Un altare trovato nei pressi della parte a nord della stoà di Attalo, in marmo grigio e con un'iscrizione su due linee che lo collega al culto di Zeus Phratrios e Atena Phratria è stato collegato dal Thompson a una base in poros trovata di fronte al piccolo edificio che egli aveva collegato alle stesse divinità.
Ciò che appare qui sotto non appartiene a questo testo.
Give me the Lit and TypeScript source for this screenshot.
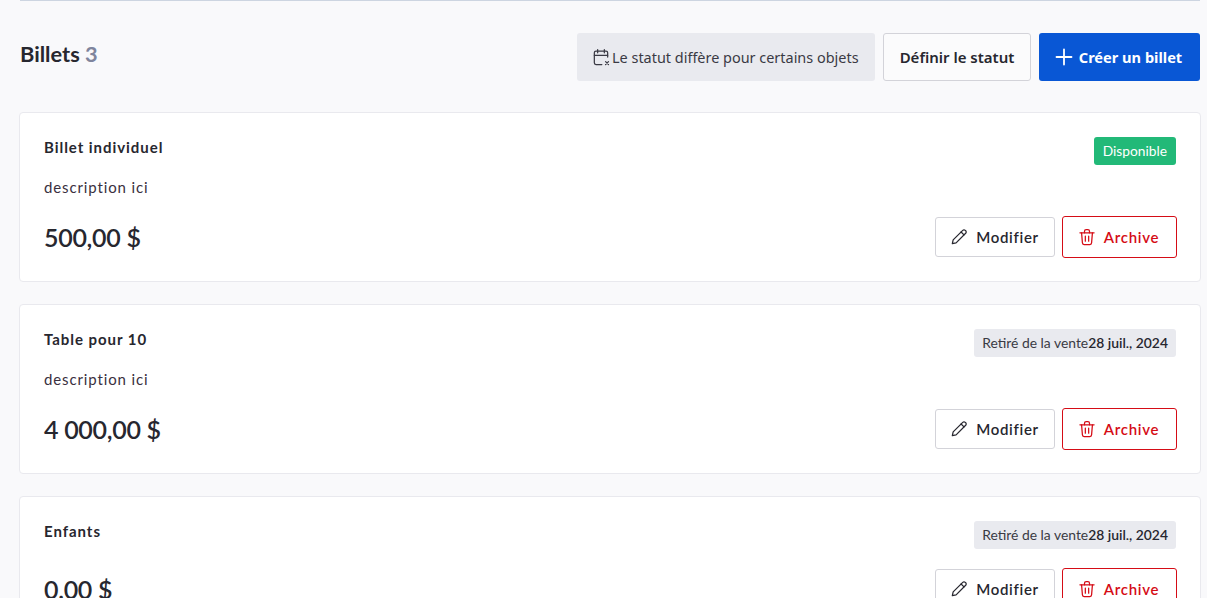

La base in poros è stata utilizzata in due epoche differenti, per il suo primo utilizzo il Thompson ha ipotizzato un collegamento con la lastra in marmo grigio appena citata, per il quale tuttavia occorre immaginare l'esistenza di un plinto di connessione; il riutilizzo della base in epoca successiva potrebbe essere avvenuto in collegamento con una lastra dedicata invece ad Apollo Patroos, trovata nei pressi del Varvakeion (a circa 500 m a nord dell'Agorà), che già il Thompson datava alla fine del IV secolo a.C. o all'inizio del III e che potrebbe collegarsi all'edificazione e consacrazione ad Apollo Patroos del tempio a forma di L.